It's a panic, not a Great Depression

















We have previously written in some detail about our assessment of the events leading up to the current economic situation.

Our analysis is that the overall economy, outside of housing and the financial sector, was not in recession prior to September, and would probably have avoided a recession altogether had certain steps (such as the removal of mark-to-market accounting) been taken.

The economic data available from the Federal Reserve for 2008 reveal quite clearly that the conventional wisdom about the causes of the current recession misses the mark, and that what actually took place was a financial panic, which ultimately dragged the rest of the economy down with it.

For instance, one conventional explanation you hear constantly on the financial media is that we are in the midst of a "credit crisis." The above graph from the Federal Reserve showing total bank credit, however, clearly indicates that total bank credit for the past ten years has been growing at a rather robust pace, and that even during the most recent "recession" (shaded in gray and corresponding to the NBER's identification of the recession's start in November 2007), total bank credit has actually increased quite sharply. (Click on any of the graphs to see them in greater detail).
















Another common assertion in the media is that "banks won't lend" right now. However, as the chart above showing commercial and industrial loans at all US commercial banks further indicates, the current level of bank lending to businesses has grown sharply in recent years, and is only down a very small amount since the start of the current recession (top right red circle). In fact, if you look at the two previous recessions (larger red circles), you will see that commercial and industrial lending dropped much more sharply then than they have in this supposedly historic current recession.
















Lest the reader object that commercial and industrial loans might be holding up, but that banks have really been refusing to loan to the consumer, the above graph showing all consumer loans (individual loans) identifies that the level of consumer lending continued to climb unabated throughout 2008, to levels unmatched in any of the previous sixty years.

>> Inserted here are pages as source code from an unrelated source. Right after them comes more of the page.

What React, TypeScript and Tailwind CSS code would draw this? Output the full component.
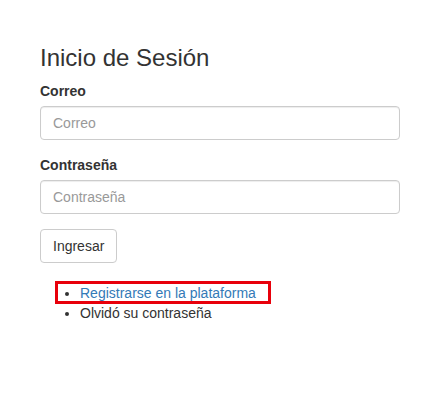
export default function App() {
  return (
    <div className="min-h-[415px] bg-white font-['Liberation_Sans',Arial,sans-serif] text-[14px] leading-[20px] text-[#333]">
      <div className="w-[400px] pl-[40px] pt-[25px]">
        <h3 className="mt-[20px] mb-[10px] text-[24px] font-medium leading-[1.1]">Inicio de Sesión</h3>

        <form onSubmit={(e) => e.preventDefault()}>
          <div className="mb-[15px]">
            <label className="mb-[5px] block font-bold">Correo</label>
            <input
              type="email"
              placeholder="Correo"
              className="block h-[34px] w-full rounded-[4px] border border-[#ccc] px-[12px] py-[6px] text-[14px] text-[#555] shadow-[inset_0_1px_1px_rgba(0,0,0,0.075)] outline-none placeholder:text-[#999]"
            />
          </div>

          <div className="mb-[15px]">
            <label className="mb-[5px] block font-bold">Contraseña</label>
            <input
              type="password"
              placeholder="Contraseña"
              className="block h-[34px] w-full rounded-[4px] border border-[#ccc] px-[12px] py-[6px] text-[14px] text-[#555] shadow-[inset_0_1px_1px_rgba(0,0,0,0.075)] outline-none placeholder:text-[#999]"
            />
          </div>

          <button
            type="submit"
            className="h-[34px] rounded-[4px] border border-[#ccc] bg-white px-[12px] py-[6px] text-[14px] text-[#333]"
          >
            Ingresar
          </button>
        </form>

        <ul className="mt-[20px] list-disc pl-[40px]">
          <li className="relative">
            <a href="#" className="text-[#337ab7]">Registrarse en la plataforma</a>
            <span className="pointer-events-none absolute left-[-25px] top-[-2px] h-[23px] w-[216px] border-[3px] border-[#e8000b]" />
          </li>
          <li>Olvidó su contraseña</li>
        </ul>
      </div>
    </div>
  );
}
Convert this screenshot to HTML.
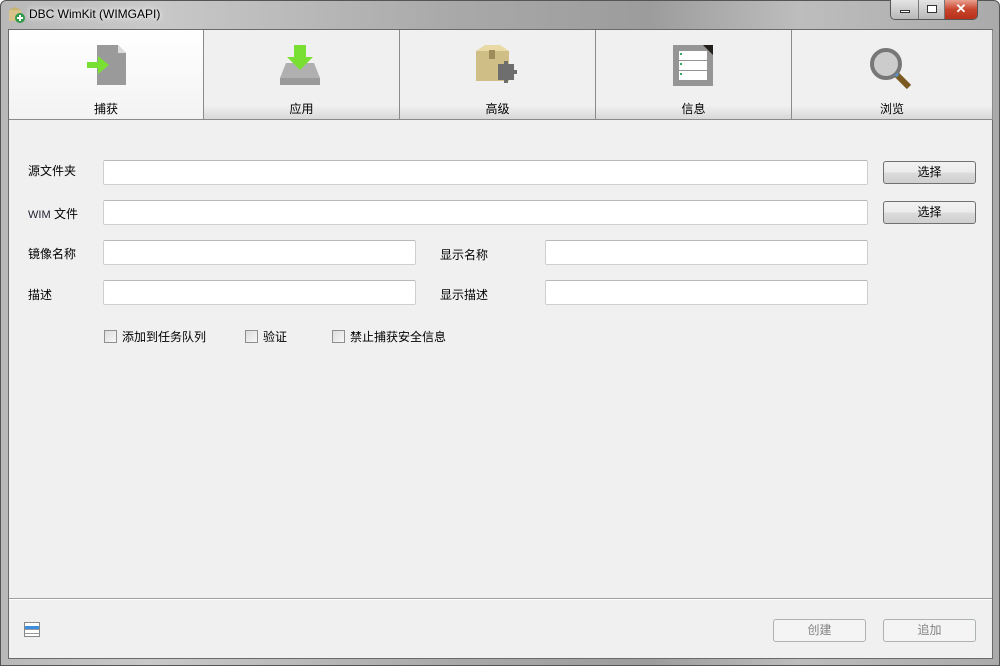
<!DOCTYPE html>
<html><head><meta charset="utf-8"><style>
*{margin:0;padding:0;box-sizing:border-box}
body{width:1000px;height:666px;overflow:hidden;background:#fff;font-family:"Liberation Sans","Noto Sans CJK SC",sans-serif;font-size:12px;color:#000;position:relative}
.frame{position:absolute;left:0;top:0;width:1000px;height:666px;border-radius:6px 6px 0 0;background:linear-gradient(90deg,#b8b8b8 0%,#c9c9c9 15%,#a9a9a9 45%,#9c9c9c 65%,#bdbdbd 80%,#aaaaaa 100%);border:1px solid #555}
.client{position:absolute;left:8px;top:29px;width:985px;height:630px;background:#f0f0f0;border:1px solid #6a6a6a}
.title{position:absolute;left:29px;top:7px;font-size:12px;color:#000;text-shadow:0 0 8px #fff,0 0 4px #fff}
.abs{position:absolute}
.tab{position:absolute;top:0;height:90px;border-right:1px solid #8a8a8a;border-bottom:1px solid #8a8a8a;background:linear-gradient(#f0f0f0 0,#f0f0f0 85%,#d8d8d8 100%);text-align:center}
.tab span{position:absolute;left:0;right:0;top:70px;font-size:12px}
.inp{position:absolute;height:25px;background:#fff;border:1px solid #cfcfcf;border-top-color:#b9b9b9;border-radius:2px}
.lbl{position:absolute;font-size:12px}
.btn{position:absolute;width:93px;height:23px;border:1px solid #707070;border-radius:3px;background:linear-gradient(#f2f2f2 0,#ebebeb 50%,#dcdcdc 51%,#cfcfcf 100%);text-align:center;line-height:21px}
.btn.dis{border-color:#adb2b5;background:#f4f4f4;color:#838383}
.cb{position:absolute;width:13px;height:13px;border:1px solid #8f8f8f;background:linear-gradient(135deg,#dcdcdc,#f8f8f8)}
</style></head><body>
<div class="frame"></div>
<svg class="abs" style="left:8px;top:6px" width="18" height="18"><rect x="1" y="4" width="12" height="11" fill="#d7c38a"/><path d="M1 4 L7 1 L13 4Z" fill="#c9b16e"/><circle cx="12" cy="12" r="5" fill="#2f9a4a"/><path d="M12 9v6M9 12h6" stroke="#fff" stroke-width="2"/></svg>
<div class="title">DBC WimKit (WIMGAPI)</div>
<div class="abs" style="left:890px;top:0;width:88px;height:20px;border:1px solid #555;border-top:none;border-radius:0 0 5px 5px;overflow:hidden;display:flex">
<div style="width:28px;background:linear-gradient(#e4e4e4,#b8b8b8);border-right:1px solid #777;position:relative"><div class="abs" style="left:9px;top:10px;width:10px;height:3px;background:#fff;border:1px solid #333"></div></div>
<div style="width:26px;background:linear-gradient(#e4e4e4,#b8b8b8);border-right:1px solid #777;position:relative"><div class="abs" style="left:8px;top:5px;width:10px;height:8px;background:#fff;border:1px solid #333"></div></div>
<div style="flex:1;background:linear-gradient(#e8a090,#c8442c 50%,#b8301a);color:#fff;text-align:center;font-weight:bold;font-size:13px;line-height:18px">✕</div>
</div>
<div class="client">
<div class="tab" style="left:0;width:195px;background:linear-gradient(#fff,#f3f3f3)"><span>捕获</span>
<svg class="abs" style="left:78px;top:15px" width="40" height="42"><path d="M10 0H31L39 8V40H10Z" fill="#9a9a9a"/><path d="M31 0L39 8H31Z" fill="#dcdcdc"/><path d="M0 17H11V11L22 20L11 29V23H0Z" fill="#79e033"/></svg></div>
<div class="tab" style="left:195px;width:196px"><span>应用</span>
<svg class="abs" style="left:76px;top:15px" width="42" height="42"><path d="M0 33L6 18H34L40 33Z" fill="#b0b0b0"/><rect x="0" y="33" width="40" height="7" fill="#9a9a9a"/><path d="M14 0H26V12H33L20 25L7 12H14Z" fill="#79e033"/></svg></div>
<div class="tab" style="left:391px;width:196px"><span>高级</span>
<svg class="abs" style="left:74px;top:14px" width="46" height="40"><rect x="2" y="7" width="33" height="30" fill="#cfbe85"/><path d="M2 7L11 1H26L35 7Z" fill="#e8d9a5"/><rect x="15" y="6" width="6" height="9" fill="#9e8c5a"/><path d="M24 20h6v-3h4v3h6v6h3v4h-3v6h-6v3h-4v-3h-6Z" fill="#6e6e6e"/></svg></div>
<div class="tab" style="left:587px;width:196px"><span>信息</span>
<svg class="abs" style="left:77px;top:15px" width="42" height="42"><rect x="0" y="0" width="40" height="41" fill="#959595"/><rect x="6" y="6" width="28" height="9" fill="#fff"/><rect x="6" y="16" width="28" height="9" fill="#fff"/><rect x="6" y="26" width="28" height="9" fill="#fff"/><path d="M30 0H40V10Z" fill="#231f1a"/><rect x="7" y="8" width="2" height="2" fill="#3a6"/><rect x="7" y="18" width="2" height="2" fill="#3a6"/><rect x="7" y="28" width="2" height="2" fill="#3a6"/></svg></div>
<div class="tab" style="left:783px;width:201px"><span>浏览</span>
<svg class="abs" style="left:78px;top:18px" width="44" height="44"><circle cx="16" cy="16" r="14" fill="#ccc" stroke="#777" stroke-width="4"/><path d="M27 27L39 39" stroke="#7b5a22" stroke-width="6"/><path d="M26 26L28 28" stroke="#5a8fc0" stroke-width="4"/></svg></div>

<div class="lbl" style="left:19px;top:132px">源文件夹</div>
<div class="inp" style="left:94px;top:130px;width:765px"></div>
<div class="btn" style="left:874px;top:131px">选择</div>
<div class="lbl" style="left:19px;top:175px"><span style="color:#223;font-size:11px">WIM</span> 文件</div>
<div class="inp" style="left:94px;top:170px;width:765px"></div>
<div class="btn" style="left:874px;top:171px">选择</div>
<div class="lbl" style="left:19px;top:215px">镜像名称</div>
<div class="inp" style="left:94px;top:210px;width:313px"></div>
<div class="lbl" style="left:431px;top:216px">显示名称</div>
<div class="inp" style="left:536px;top:210px;width:323px"></div>
<div class="lbl" style="left:19px;top:256px">描述</div>
<div class="inp" style="left:94px;top:250px;width:313px"></div>
<div class="lbl" style="left:431px;top:256px">显示描述</div>
<div class="inp" style="left:536px;top:250px;width:323px"></div>
<div class="cb" style="left:95px;top:300px"></div><div class="lbl" style="left:113px;top:298px">添加到任务队列</div>
<div class="cb" style="left:236px;top:300px"></div><div class="lbl" style="left:254px;top:298px">验证</div>
<div class="cb" style="left:323px;top:300px"></div><div class="lbl" style="left:341px;top:298px">禁止捕获安全信息</div>

<div class="abs" style="left:0;top:568px;width:983px;height:2px;border-top:1px solid #a0a0a0;border-bottom:1px solid #fff"></div>
<svg class="abs" style="left:15px;top:592px" width="16" height="16"><rect x="0.5" y="0.5" width="15" height="14" fill="#fff" stroke="#888"/><rect x="1" y="4" width="14" height="3" fill="#3d8ee0"/><path d="M1 7.5H15M1 11.5H15" stroke="#999"/></svg>
<div class="btn dis" style="left:764px;top:589px">创建</div>
<div class="btn dis" style="left:874px;top:589px">追加</div>
</div>
</body></html>
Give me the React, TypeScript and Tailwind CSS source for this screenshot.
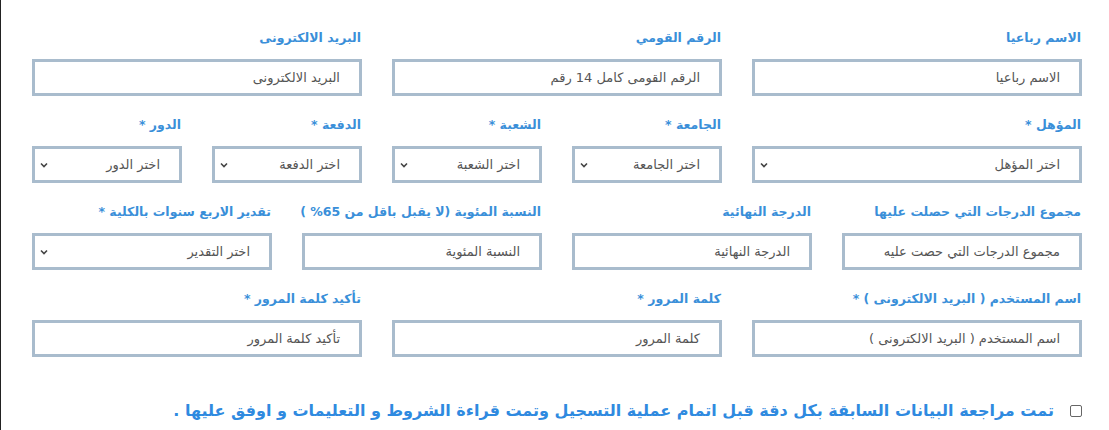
import React from "react";

type F = { label: string; ph: string; span: string; select?: boolean };

const rows: F[] = [
  { label: "الاسم رباعيا", ph: "الاسم رباعيا", span: "col-span-4" },
  { label: "الرقم القومي", ph: "الرقم القومى كامل 14 رقم", span: "col-span-4" },
  { label: "البريد الالكترونى", ph: "البريد الالكترونى", span: "col-span-4" },
  { label: "المؤهل *", ph: "اختر المؤهل", span: "col-span-4", select: true },
  { label: "الجامعة *", ph: "اختر الجامعة", span: "col-span-2", select: true },
  { label: "الشعبة *", ph: "اختر الشعبة", span: "col-span-2", select: true },
  { label: "الدفعة *", ph: "اختر الدفعة", span: "col-span-2", select: true },
  { label: "الدور *", ph: "اختر الدور", span: "col-span-2", select: true },
  { label: "مجموع الدرجات التي حصلت عليها", ph: "مجموع الدرجات التي حصت عليه", span: "col-span-3" },
  { label: "الدرجة النهائية", ph: "الدرجة النهائية", span: "col-span-3" },
  { label: "النسبة المئوية (لا يقبل باقل من 65% )", ph: "النسبة المئوية", span: "col-span-3" },
  { label: "تقدير الاربع سنوات بالكلية *", ph: "اختر التقدير", span: "col-span-3", select: true },
  { label: "اسم المستخدم ( البريد الالكترونى ) *", ph: "اسم المستخدم ( البريد الالكترونى )", span: "col-span-4" },
  { label: "كلمة المرور *", ph: "كلمة المرور", span: "col-span-4" },
  { label: "تأكيد كلمة المرور *", ph: "تأكيد كلمة المرور", span: "col-span-4" },
];

function Field({ f }: { f: F }) {
  return (
    <div className={f.span + " flex flex-col"}>
      <label className="text-[12.5px] leading-[20px] font-bold text-[#3a8fd9] mb-[11px] pr-[1px] whitespace-nowrap">{f.label}</label>
      <div className="h-[37px] border-[3px] border-[#a9bccd] bg-white flex items-center pr-[19px] pl-[4px]">
        <span className="text-[13px] text-[#555] whitespace-nowrap flex-1">{f.ph}</span>
        {f.select && (
          <svg width="10" height="10" viewBox="0 0 10 10">
            <path d="M2 3.5 L5 6.5 L8 3.5" fill="none" stroke="#444" strokeWidth="1.6" />
          </svg>
        )}
      </div>
    </div>
  );
}

export default function App() {
  return (
    <div
      dir="rtl"
      className="w-[1109px] h-[430px] bg-white border-l border-[#222] pt-[28px] pr-[27px] pl-[31px] overflow-hidden"
      style={{ fontFamily: '"DejaVu Sans", sans-serif' }}
    >
      <div className="grid grid-cols-12 gap-x-[30px] gap-y-[19px]">
        {rows.map((f, i) => (
          <Field key={i} f={f} />
        ))}
      </div>
      <div className="mt-[43px] flex items-center gap-[16px]">
        <span className="w-[12px] h-[12px] border border-[#666] rounded-[2px] bg-white shrink-0"></span>
        <span className="text-[16px] leading-[22px] font-bold text-[#2f8ae0] whitespace-nowrap">
          تمت مراجعة البيانات السابقة بكل دقة قبل اتمام عملية التسجيل وتمت قراءة الشروط و التعليمات و اوفق عليها .
        </span>
      </div>
    </div>
  );
}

Even real estate loans, which you would think would show a marked reversal based on the reports you hear from the financial media, shows a similar pattern, as the chart above showing real estate lending at all commercial banks displays.

However, something clearly did take place which threw the economy into a recession in the fourth quarter of 2008. We maintain that the "something" was a financial panic, the likes of which the country has not seen since the financial panic of 1907.

Unwise lending practices (some of it encouraged or even mandated by the government), dangerous levels of leverage, and the unintended consequences of the increased scope of mark-to-market accounting and the removal of the uptick rule for short selling started a chain reaction that led to the collapse of Wall Street firms like a line of dominoes beginning on September 15.















Data on manufacturing, shown above for the year 2008 in the form of the Institute for Supply Managment (ISM) manufacturing index, clearly indicates that manufacturing was cruising along at a generally steady level throughout most of the year, until it took a steep dive beginning in September (red circle in the above chart marks the beginning of September 2008). This reinforces the thesis that we are in a recession that was caused by a financial panic, rather than another Great Depression.

There was a very clear distinction between the financial panic of 1907 and the Great Depression. The panic of 1907 was a banking panic, and it also had its causes in financial speculation which got out of control. It passed fairly rapidly and has largely been forgotten.

The Great Depression had much deeper systemic causes, and economic readings of the broader economy during that crisis reflected much more catastrophic problems than the charts we are seeing for 2008.

It is our contention that the environment today is much more akin to 1907 than to the Great Depression, although saying "the most serious panic since 1907" will never sound as newsworthy as all of the "worst . . . since the Great Depression" lines that you have been hearing every day for the past year.